EXERCISE TASK: Keep only those lines of the records that include the string "image".
((
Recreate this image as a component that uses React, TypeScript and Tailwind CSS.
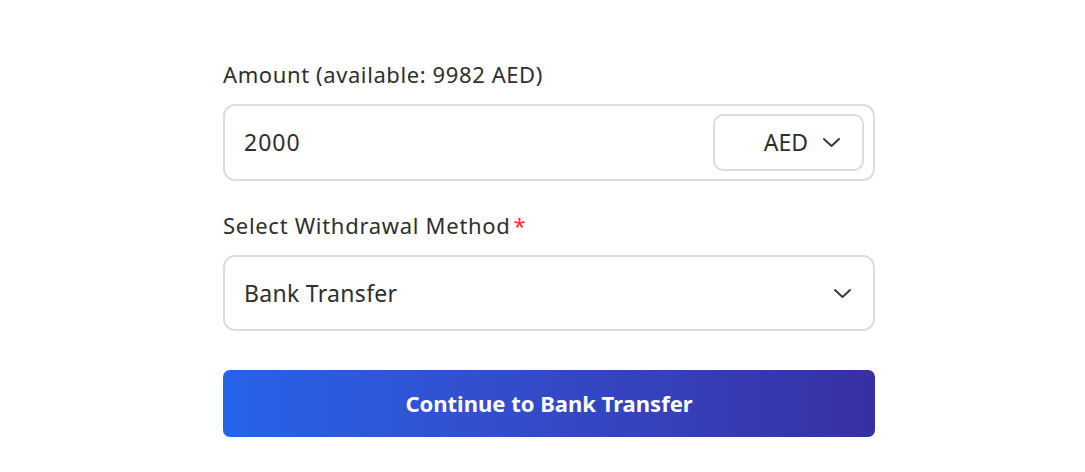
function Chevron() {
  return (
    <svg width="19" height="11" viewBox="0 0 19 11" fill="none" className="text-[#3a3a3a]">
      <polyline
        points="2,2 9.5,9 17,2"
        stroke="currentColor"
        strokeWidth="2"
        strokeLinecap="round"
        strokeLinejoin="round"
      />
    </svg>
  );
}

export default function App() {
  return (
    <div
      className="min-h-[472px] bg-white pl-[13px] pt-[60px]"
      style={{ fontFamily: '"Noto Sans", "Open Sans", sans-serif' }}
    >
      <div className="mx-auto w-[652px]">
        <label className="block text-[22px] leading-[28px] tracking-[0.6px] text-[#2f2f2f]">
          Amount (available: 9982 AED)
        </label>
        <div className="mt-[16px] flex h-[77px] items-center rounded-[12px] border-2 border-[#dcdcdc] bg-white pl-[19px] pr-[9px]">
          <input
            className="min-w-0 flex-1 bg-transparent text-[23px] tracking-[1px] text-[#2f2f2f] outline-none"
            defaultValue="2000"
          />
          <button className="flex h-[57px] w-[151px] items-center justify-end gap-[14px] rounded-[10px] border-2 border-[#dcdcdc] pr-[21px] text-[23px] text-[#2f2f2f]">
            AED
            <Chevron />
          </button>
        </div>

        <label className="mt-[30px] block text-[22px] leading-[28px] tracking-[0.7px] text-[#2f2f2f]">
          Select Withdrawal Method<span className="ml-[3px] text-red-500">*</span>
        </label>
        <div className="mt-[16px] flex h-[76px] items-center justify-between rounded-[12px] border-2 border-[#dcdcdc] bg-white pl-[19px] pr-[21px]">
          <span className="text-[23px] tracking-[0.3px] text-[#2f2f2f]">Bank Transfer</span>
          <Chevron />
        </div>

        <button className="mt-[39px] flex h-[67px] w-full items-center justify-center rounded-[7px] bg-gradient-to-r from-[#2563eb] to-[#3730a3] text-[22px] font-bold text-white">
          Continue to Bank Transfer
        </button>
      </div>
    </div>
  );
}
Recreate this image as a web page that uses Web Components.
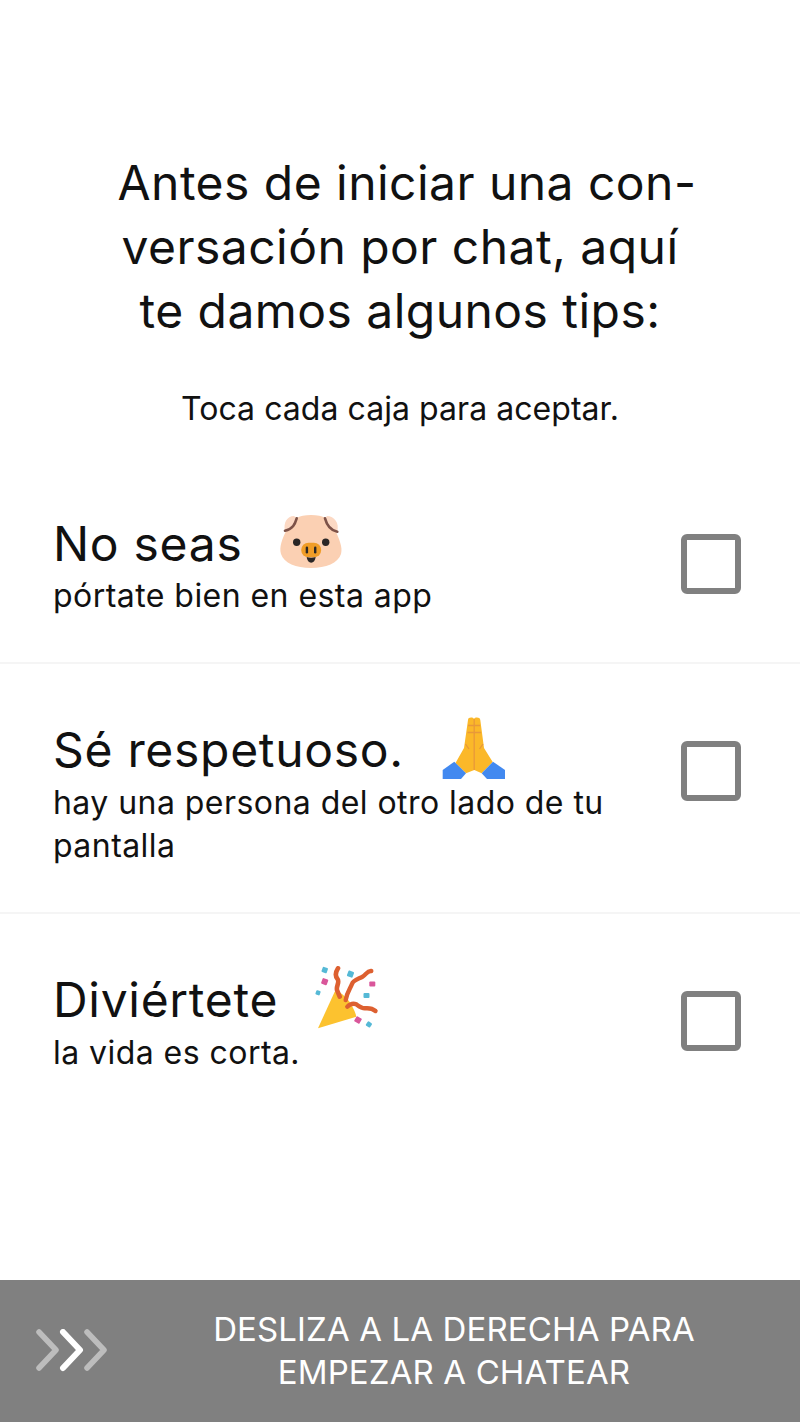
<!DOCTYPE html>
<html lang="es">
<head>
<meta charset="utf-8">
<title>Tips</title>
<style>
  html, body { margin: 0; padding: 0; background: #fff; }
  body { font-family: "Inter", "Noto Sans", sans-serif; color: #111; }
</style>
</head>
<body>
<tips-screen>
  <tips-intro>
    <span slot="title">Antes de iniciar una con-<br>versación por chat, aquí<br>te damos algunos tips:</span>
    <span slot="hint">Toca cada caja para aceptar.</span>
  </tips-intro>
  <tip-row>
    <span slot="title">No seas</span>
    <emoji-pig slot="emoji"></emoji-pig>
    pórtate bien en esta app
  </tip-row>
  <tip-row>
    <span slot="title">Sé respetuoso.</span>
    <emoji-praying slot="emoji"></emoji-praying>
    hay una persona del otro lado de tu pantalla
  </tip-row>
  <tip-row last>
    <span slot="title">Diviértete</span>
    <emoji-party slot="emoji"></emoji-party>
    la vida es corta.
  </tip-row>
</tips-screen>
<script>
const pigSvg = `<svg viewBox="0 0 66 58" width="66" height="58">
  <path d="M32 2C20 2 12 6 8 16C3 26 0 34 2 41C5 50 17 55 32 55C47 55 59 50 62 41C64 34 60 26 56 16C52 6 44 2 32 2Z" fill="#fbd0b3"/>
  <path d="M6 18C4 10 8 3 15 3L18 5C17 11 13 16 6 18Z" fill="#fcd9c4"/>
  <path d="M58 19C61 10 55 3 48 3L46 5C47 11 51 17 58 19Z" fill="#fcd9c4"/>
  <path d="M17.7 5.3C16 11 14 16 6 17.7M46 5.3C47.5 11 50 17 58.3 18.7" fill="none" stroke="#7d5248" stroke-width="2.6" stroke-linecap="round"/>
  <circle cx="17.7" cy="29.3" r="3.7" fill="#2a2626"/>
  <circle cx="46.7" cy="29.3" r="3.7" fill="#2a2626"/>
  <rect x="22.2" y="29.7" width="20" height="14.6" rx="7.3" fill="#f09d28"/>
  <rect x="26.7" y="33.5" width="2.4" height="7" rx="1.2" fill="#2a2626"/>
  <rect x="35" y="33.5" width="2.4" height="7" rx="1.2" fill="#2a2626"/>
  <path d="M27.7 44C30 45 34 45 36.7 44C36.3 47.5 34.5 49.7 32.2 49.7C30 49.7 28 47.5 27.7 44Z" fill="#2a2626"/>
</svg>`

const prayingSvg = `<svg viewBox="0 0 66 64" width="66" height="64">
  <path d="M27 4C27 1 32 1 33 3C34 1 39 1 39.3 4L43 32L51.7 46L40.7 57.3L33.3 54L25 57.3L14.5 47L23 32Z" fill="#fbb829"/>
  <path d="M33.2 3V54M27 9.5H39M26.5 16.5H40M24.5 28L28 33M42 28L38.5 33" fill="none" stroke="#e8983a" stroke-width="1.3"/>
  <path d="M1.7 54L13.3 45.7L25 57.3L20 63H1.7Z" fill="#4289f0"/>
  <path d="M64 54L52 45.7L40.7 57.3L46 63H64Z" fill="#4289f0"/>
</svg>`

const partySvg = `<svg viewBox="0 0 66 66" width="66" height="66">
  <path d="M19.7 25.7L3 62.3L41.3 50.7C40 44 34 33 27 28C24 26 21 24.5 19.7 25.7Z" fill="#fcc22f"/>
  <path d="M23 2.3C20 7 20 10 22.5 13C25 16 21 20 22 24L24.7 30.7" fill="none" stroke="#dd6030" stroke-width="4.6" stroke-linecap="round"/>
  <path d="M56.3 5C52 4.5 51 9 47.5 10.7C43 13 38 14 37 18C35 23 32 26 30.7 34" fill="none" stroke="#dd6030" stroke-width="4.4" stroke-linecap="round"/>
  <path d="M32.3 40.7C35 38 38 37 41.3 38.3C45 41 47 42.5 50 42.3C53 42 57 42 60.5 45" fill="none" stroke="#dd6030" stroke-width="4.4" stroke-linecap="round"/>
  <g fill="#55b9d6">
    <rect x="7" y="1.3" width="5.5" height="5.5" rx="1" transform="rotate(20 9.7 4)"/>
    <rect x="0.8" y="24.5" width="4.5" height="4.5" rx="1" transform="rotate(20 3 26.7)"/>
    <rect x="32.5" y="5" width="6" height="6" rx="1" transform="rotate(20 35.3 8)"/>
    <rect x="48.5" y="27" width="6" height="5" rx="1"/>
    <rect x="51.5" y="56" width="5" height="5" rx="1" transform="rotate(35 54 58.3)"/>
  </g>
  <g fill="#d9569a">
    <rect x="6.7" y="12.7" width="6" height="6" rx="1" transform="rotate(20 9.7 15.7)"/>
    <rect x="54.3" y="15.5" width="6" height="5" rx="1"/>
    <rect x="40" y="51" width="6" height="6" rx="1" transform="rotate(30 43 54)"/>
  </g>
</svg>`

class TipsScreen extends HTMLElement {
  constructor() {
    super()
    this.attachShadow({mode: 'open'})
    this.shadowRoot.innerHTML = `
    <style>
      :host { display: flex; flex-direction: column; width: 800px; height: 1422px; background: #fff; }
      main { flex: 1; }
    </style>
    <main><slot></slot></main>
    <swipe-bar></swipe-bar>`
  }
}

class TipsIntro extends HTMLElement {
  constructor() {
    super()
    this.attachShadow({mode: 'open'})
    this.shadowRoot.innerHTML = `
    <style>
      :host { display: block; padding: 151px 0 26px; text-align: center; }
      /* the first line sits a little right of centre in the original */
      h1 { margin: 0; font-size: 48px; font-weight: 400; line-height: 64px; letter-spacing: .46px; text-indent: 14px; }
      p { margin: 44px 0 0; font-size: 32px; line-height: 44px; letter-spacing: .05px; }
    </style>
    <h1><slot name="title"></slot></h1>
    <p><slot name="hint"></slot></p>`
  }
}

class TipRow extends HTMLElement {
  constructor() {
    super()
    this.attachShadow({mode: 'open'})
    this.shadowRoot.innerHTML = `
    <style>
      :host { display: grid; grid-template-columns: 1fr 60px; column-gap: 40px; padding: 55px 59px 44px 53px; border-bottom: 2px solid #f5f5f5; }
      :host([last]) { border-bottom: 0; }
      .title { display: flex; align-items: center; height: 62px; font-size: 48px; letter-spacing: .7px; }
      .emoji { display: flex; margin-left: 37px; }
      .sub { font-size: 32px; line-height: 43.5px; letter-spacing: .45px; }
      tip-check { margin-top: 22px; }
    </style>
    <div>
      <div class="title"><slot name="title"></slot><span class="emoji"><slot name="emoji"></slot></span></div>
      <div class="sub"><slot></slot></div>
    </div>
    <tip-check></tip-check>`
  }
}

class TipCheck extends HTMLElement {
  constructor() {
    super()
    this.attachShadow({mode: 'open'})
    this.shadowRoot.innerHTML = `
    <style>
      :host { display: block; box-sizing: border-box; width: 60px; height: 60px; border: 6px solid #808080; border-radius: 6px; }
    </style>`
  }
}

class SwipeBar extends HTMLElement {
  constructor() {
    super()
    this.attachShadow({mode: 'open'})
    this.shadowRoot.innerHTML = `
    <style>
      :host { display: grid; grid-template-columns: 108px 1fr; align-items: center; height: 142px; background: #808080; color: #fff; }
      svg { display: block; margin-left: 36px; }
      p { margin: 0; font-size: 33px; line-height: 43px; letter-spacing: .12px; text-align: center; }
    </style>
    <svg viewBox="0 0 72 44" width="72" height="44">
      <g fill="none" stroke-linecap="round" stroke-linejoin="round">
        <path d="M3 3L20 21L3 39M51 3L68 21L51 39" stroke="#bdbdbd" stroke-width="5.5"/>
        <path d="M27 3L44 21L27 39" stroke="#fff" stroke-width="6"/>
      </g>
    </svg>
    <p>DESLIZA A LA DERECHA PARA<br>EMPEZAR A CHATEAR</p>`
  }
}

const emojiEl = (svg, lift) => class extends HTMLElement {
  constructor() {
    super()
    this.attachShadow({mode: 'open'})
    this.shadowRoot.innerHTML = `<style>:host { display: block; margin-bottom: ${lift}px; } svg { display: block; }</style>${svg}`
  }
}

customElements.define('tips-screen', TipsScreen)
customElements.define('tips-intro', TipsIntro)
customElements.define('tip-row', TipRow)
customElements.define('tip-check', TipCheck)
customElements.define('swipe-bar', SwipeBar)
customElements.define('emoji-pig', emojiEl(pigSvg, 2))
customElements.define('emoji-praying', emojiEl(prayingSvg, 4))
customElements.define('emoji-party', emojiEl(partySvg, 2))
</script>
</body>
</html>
))
WRITTEN RESPONSE:
Recreate this image as a component that uses React, TypeScript and Tailwind CSS.
Recreate this image as a web page that uses Web Components.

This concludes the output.